--- START Dataset extract ---

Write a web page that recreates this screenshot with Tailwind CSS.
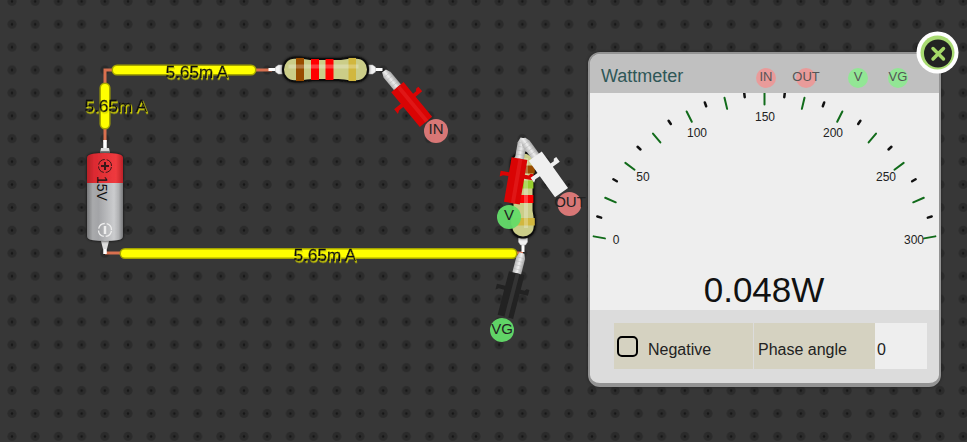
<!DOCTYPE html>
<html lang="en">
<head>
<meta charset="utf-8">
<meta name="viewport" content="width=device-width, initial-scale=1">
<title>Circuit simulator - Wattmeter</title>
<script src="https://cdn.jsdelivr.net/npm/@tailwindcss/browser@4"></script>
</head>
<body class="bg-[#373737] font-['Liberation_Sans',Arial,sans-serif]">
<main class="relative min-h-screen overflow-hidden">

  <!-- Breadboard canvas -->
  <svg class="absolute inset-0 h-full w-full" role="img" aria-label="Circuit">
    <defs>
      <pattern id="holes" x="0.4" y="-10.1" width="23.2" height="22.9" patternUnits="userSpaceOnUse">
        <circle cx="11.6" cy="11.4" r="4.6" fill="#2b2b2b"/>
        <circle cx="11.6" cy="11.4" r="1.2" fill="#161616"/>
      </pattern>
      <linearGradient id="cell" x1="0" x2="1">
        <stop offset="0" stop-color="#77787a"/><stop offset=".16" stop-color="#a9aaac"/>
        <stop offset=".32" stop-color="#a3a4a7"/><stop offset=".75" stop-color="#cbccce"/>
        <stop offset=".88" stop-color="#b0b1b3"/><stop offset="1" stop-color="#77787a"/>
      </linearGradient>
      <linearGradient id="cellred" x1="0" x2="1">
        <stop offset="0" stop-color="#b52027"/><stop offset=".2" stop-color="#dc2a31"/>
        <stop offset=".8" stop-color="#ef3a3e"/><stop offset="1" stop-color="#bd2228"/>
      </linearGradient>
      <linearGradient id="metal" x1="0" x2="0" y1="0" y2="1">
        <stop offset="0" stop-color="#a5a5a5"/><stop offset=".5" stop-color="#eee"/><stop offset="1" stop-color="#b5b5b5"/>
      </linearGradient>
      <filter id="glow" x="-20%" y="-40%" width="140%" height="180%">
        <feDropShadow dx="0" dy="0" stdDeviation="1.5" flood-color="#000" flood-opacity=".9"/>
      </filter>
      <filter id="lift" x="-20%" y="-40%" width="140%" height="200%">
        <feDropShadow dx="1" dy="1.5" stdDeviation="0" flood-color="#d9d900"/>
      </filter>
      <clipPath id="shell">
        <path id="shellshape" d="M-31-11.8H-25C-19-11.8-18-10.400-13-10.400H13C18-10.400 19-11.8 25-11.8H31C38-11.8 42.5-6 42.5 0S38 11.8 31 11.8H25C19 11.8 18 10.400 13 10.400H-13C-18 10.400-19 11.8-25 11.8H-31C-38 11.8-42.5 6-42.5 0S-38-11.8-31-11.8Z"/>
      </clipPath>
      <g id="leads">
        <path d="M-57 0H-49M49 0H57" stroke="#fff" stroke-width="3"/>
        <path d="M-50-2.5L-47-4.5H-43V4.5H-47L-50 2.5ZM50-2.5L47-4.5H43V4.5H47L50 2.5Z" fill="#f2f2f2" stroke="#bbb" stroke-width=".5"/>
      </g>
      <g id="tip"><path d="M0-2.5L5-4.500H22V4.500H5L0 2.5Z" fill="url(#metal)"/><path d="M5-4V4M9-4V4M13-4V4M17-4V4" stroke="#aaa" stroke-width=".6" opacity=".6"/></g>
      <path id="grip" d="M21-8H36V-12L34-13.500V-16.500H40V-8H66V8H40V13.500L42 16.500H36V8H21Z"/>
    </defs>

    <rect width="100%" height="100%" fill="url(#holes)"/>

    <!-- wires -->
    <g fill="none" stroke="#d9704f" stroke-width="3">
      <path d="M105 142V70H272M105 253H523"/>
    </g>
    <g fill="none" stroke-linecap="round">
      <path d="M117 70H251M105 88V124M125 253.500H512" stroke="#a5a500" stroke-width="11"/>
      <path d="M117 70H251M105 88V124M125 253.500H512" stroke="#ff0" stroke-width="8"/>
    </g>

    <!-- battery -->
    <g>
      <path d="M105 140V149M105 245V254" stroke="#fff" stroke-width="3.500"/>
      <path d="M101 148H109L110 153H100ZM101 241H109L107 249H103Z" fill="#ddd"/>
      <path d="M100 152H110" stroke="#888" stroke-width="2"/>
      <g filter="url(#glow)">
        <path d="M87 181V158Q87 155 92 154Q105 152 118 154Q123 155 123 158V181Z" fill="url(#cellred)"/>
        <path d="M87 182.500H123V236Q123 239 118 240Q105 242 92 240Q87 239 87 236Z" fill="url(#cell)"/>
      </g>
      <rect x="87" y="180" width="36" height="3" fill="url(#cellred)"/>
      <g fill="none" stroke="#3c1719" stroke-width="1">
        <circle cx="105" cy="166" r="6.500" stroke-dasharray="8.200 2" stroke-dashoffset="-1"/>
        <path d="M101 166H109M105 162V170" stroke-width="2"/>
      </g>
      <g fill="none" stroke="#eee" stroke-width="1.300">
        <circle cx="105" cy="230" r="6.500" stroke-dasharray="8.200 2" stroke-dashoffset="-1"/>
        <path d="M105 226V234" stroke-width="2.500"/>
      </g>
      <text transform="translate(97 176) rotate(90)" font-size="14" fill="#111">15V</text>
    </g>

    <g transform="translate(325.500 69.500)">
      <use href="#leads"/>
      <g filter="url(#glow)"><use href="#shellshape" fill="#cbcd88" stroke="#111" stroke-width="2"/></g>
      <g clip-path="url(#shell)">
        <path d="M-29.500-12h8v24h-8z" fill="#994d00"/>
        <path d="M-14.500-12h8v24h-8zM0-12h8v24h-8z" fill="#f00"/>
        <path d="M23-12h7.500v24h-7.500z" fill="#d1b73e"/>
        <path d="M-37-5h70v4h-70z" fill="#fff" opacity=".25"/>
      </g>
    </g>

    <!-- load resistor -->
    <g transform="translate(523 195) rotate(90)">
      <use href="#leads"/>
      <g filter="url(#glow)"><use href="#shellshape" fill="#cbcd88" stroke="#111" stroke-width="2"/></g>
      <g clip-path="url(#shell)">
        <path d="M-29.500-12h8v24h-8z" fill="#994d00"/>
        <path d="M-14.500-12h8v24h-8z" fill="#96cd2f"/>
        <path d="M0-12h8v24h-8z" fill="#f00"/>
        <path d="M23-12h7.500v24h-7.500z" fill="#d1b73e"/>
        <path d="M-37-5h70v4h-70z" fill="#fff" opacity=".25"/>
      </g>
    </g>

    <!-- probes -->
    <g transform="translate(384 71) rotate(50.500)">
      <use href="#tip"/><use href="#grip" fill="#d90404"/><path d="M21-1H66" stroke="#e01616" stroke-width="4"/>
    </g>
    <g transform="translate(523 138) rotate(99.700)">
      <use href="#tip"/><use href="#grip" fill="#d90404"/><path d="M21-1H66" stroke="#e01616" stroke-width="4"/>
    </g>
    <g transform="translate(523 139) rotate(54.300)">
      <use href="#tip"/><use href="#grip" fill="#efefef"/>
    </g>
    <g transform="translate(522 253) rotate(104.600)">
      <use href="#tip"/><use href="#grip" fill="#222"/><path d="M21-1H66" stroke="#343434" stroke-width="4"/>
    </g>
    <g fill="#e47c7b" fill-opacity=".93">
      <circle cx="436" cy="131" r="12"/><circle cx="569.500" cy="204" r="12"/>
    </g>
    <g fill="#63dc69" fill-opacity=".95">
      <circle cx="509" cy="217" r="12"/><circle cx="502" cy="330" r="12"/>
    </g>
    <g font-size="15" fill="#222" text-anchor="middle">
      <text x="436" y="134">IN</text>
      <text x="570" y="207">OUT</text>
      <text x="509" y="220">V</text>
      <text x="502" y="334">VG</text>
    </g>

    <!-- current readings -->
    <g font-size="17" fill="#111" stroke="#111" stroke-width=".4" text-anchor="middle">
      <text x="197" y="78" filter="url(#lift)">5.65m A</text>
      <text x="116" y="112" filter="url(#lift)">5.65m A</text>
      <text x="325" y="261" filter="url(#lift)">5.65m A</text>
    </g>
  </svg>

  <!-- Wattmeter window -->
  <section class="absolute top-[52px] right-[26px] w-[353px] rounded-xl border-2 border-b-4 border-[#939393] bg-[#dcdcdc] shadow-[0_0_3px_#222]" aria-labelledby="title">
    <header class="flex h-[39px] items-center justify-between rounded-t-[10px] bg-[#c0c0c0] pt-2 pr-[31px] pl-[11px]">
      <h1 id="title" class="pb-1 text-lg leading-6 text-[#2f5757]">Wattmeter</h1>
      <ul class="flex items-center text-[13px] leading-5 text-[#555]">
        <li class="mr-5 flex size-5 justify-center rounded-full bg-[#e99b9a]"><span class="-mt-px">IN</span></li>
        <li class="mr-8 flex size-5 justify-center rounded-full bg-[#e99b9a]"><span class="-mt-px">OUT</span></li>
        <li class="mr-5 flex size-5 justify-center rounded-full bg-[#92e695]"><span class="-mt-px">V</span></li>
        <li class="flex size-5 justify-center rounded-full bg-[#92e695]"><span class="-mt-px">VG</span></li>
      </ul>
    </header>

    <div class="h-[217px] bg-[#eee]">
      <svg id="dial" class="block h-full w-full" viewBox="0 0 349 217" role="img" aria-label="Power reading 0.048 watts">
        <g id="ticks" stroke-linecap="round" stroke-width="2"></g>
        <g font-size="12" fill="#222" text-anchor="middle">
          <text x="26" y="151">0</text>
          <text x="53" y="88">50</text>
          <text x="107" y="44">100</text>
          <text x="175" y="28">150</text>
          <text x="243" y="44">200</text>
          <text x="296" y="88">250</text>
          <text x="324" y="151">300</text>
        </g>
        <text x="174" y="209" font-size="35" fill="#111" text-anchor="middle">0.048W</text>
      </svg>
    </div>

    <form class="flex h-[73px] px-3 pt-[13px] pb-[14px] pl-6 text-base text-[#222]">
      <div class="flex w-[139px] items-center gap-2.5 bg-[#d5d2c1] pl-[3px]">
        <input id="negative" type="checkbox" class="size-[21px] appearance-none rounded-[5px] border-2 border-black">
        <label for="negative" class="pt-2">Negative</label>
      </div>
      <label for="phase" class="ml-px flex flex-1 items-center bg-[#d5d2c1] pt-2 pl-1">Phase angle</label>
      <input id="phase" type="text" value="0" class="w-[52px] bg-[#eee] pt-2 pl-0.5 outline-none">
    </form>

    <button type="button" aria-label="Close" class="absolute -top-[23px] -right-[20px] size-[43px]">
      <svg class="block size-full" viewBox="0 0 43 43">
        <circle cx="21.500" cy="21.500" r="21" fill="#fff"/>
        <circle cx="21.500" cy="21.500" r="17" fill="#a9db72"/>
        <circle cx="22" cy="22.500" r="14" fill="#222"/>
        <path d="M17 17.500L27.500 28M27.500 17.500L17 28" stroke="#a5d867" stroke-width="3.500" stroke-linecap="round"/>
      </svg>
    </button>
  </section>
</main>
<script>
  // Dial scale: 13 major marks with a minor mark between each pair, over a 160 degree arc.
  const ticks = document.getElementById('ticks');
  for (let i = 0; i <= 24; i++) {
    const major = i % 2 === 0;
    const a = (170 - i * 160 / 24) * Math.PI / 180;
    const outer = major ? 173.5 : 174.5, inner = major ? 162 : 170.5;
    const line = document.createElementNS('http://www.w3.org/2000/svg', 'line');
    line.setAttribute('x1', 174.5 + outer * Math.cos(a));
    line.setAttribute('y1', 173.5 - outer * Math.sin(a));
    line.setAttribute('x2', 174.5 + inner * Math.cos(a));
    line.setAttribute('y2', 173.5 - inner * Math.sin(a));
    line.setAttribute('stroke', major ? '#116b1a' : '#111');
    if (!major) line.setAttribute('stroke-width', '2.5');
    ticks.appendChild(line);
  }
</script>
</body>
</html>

--- END Dataset extract ---

**Task prompt**
List all lines above in which the string "with" appears.

**Solved exercise**
Write a web page that recreates this screenshot with Tailwind CSS.
  // Dial scale: 13 major marks with a minor mark between each pair, over a 160 degree arc.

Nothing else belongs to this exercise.